Start with a straightforward cut like spare ribs or a pork shoulder, a mild smoking wood such as apple or cherry, and a basic rub of salt, black pepper, paprika, and brown sugar. This combination is forgiving and almost always produces a great result. Also invest right away in a good wireless meat thermometer — monitoring the internal temperature is the most important skill in low and slow cooking.

My bark isn't getting crispy — it stays soft and sticky. What am I doing wrong?

A soft or sticky bark almost always comes down to one of two causes: too much moisture on the surface, or too low a cooking temperature in the final stage. Always make sure to dry the meat thoroughly before applying the rub, and consider raising the temperature slightly to 130 to 140 degrees Celsius during the final phase to allow the bark to dry out and set. Also avoid wrapping the meat in foil too early, as this steams the bark and keeps it soft.

How much dry rub should I use per kilogram of meat?

A good rule of thumb is approximately 15 to 20 grams of rub per kilogram of meat, but this depends heavily on the composition of your rub and your personal preference. With a rub that's high in salt, you'll want to be more restrained, while spice-heavy rubs allow for a more generous hand. After applying, the meat should have an even, visible coating of spices on all sides, with no large bare patches remaining.

Can I make a homemade dry rub in bulk and store it?

Yes, and it's actually recommended.
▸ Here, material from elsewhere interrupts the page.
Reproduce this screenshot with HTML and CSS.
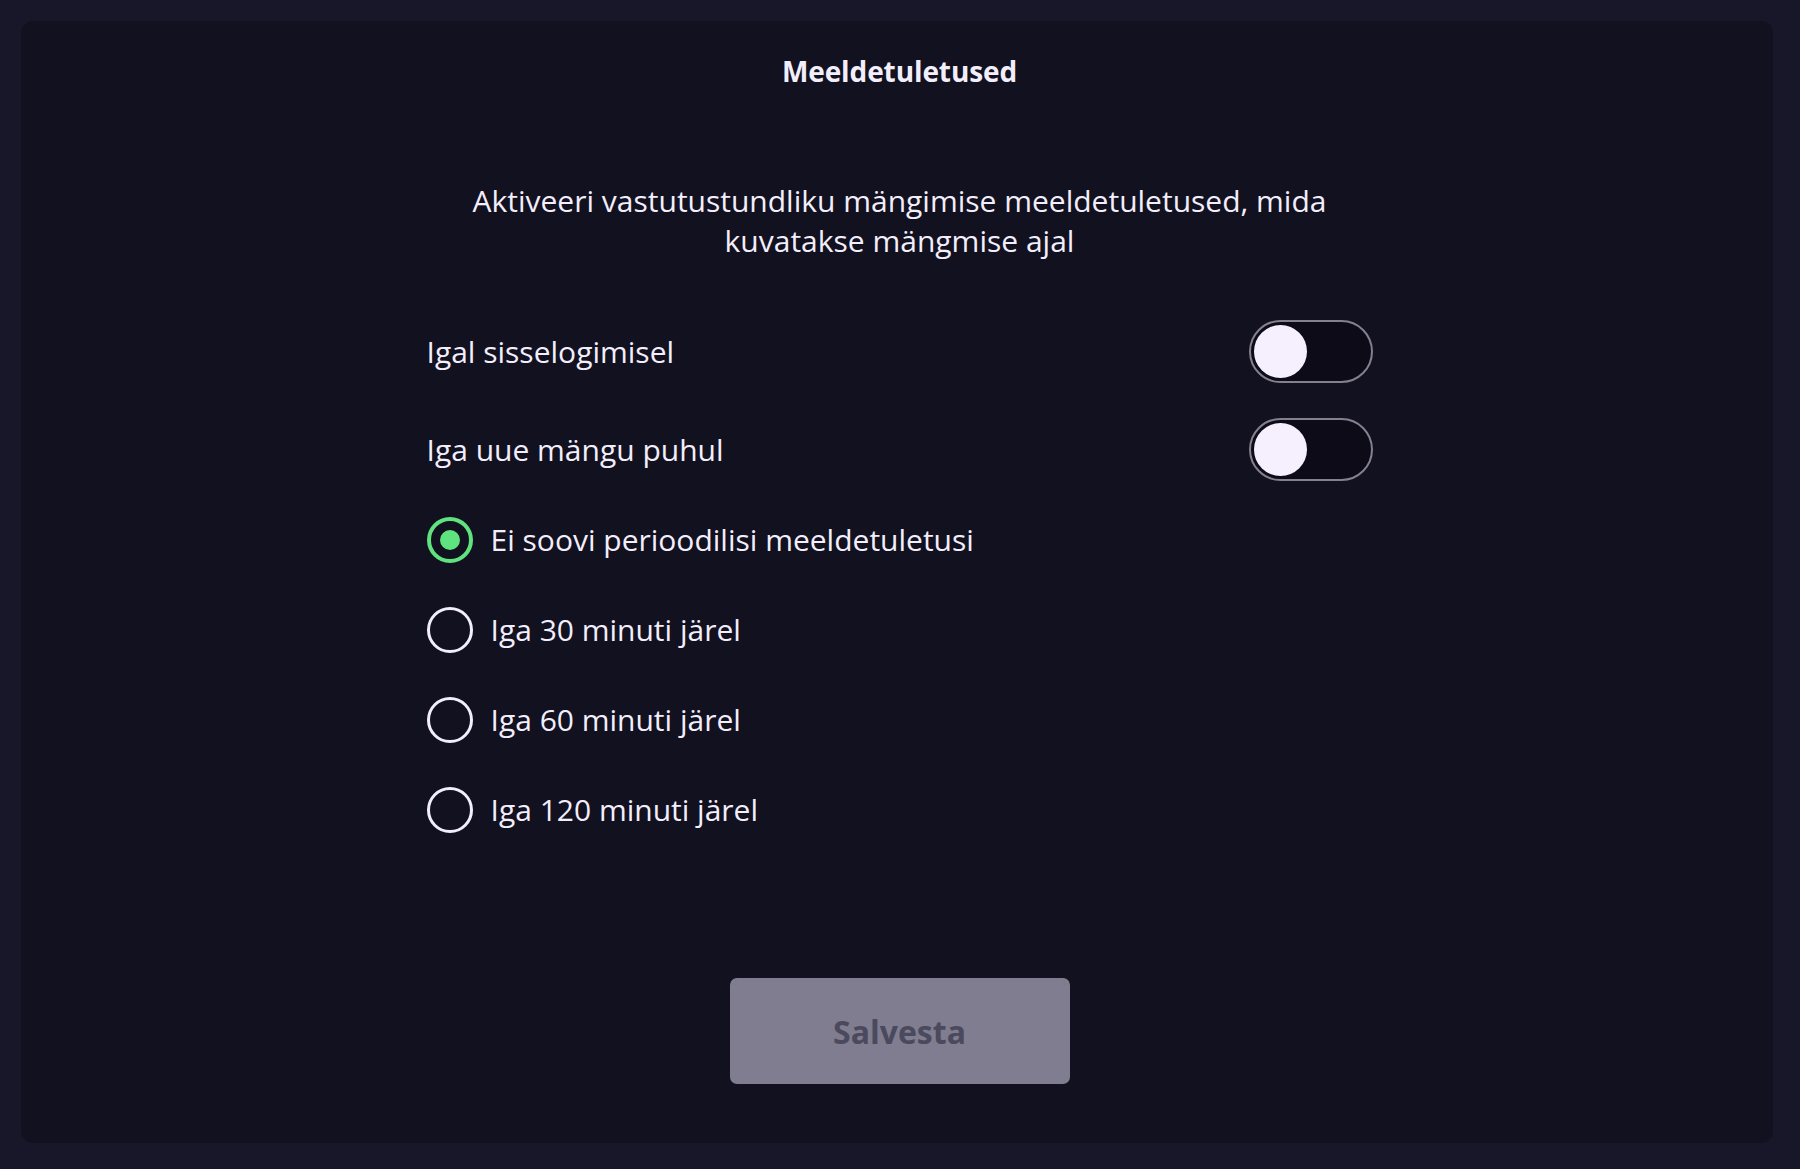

Mix your favorite rub in larger quantities and store it in an airtight jar in a cool, dark place. Without salt, a rub will keep for up to six months; with salt, three months is a safe limit, as salt attracts moisture and can cause the spices to deteriorate more quickly. Always label the jar with the date and ingredients so you can refine and reproduce your own recipes.

Does the quality of the meat really make that much difference if the technique is solid?
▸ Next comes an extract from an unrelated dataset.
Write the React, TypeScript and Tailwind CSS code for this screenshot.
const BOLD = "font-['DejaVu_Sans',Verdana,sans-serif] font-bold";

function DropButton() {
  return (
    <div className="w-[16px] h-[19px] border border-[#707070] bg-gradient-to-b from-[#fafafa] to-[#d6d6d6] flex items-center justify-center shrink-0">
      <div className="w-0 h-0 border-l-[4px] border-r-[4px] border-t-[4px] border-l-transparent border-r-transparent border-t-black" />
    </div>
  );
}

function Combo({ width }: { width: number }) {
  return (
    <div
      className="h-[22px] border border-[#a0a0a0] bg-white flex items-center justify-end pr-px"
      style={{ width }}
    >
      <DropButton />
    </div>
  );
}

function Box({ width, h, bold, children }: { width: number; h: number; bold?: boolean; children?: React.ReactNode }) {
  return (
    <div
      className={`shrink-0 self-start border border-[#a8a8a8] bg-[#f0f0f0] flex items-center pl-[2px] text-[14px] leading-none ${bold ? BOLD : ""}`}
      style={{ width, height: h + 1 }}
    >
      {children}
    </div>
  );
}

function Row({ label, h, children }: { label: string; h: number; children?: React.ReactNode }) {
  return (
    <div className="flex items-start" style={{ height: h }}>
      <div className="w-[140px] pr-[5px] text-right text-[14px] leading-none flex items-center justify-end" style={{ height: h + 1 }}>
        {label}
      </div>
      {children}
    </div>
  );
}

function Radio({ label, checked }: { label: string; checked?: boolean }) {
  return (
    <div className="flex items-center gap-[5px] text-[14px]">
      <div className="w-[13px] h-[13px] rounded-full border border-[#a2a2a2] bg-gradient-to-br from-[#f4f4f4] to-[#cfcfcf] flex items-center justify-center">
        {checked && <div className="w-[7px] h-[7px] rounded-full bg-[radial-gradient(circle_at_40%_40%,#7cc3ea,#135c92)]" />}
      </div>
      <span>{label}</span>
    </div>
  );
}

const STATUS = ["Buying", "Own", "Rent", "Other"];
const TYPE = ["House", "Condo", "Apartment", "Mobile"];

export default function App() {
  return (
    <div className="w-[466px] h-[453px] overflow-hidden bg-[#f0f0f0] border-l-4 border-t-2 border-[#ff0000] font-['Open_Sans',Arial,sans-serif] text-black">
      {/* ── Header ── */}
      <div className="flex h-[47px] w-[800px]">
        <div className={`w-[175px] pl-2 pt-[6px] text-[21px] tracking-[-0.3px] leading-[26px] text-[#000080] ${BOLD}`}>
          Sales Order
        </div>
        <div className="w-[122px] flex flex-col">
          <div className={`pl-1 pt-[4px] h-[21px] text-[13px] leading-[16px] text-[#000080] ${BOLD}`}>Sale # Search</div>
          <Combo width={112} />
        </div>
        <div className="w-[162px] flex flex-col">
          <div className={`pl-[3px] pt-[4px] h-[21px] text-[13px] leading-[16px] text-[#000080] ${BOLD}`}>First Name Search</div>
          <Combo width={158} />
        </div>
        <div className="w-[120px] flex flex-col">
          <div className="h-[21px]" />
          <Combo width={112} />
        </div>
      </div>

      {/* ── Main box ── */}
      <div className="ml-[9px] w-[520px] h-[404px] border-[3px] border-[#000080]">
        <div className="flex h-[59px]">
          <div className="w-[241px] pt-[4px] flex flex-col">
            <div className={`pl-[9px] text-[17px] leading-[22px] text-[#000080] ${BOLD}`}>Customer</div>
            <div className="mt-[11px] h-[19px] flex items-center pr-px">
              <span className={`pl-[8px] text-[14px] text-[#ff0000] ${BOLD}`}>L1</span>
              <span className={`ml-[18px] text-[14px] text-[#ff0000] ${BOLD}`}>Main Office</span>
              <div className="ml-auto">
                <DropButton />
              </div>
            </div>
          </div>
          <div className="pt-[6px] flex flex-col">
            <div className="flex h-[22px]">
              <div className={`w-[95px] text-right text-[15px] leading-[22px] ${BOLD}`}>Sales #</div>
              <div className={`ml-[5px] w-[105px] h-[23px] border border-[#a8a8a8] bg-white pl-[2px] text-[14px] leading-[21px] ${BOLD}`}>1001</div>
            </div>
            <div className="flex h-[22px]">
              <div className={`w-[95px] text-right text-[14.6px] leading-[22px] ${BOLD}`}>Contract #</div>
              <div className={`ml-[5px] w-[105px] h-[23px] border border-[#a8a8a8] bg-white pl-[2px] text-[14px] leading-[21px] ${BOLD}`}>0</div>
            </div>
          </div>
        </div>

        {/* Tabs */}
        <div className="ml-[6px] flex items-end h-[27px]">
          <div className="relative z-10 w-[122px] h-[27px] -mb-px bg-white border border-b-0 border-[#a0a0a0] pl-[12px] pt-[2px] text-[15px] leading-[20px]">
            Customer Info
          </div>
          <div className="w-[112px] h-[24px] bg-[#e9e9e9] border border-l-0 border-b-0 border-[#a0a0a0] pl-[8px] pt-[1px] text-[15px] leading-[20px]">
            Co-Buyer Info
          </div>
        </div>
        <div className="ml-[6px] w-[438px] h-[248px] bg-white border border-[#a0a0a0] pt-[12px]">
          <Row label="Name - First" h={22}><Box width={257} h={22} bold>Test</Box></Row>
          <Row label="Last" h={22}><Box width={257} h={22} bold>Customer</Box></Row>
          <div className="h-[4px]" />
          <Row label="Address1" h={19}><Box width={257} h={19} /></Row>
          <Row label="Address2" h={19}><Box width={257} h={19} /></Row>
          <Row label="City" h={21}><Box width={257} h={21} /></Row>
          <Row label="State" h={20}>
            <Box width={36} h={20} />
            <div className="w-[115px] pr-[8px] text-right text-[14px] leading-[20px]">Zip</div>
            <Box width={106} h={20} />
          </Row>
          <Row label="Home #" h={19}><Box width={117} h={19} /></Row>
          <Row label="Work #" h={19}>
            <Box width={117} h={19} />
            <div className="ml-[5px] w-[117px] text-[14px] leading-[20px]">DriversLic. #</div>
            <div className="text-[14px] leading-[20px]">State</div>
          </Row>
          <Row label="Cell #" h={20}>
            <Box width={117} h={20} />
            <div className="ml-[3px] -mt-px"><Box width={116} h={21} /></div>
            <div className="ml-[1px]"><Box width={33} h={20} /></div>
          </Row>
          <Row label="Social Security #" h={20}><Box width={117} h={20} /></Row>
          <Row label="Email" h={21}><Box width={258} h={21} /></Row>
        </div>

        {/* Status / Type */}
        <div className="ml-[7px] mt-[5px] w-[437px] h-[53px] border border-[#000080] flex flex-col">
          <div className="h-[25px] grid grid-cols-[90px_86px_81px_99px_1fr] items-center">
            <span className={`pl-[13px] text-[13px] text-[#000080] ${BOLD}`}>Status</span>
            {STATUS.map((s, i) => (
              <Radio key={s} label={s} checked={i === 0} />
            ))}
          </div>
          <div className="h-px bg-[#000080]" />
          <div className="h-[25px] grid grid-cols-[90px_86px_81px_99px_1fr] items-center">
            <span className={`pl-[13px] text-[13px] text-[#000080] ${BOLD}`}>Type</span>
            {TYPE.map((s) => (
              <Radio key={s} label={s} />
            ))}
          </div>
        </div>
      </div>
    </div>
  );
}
Yes, absolutely. Technique can compensate for a lot, but the marbling, muscle fiber structure, and diet of the animal determine the ceiling of what's possible. A poorly marbled cut will still be drier and less flavorful after twelve hours of smoking than a premium piece of Scottish Angus or USA Prime given the same treatment. Great technique applied to top-quality meat is the combination that makes the difference between a good result and an unforgettable dining experience.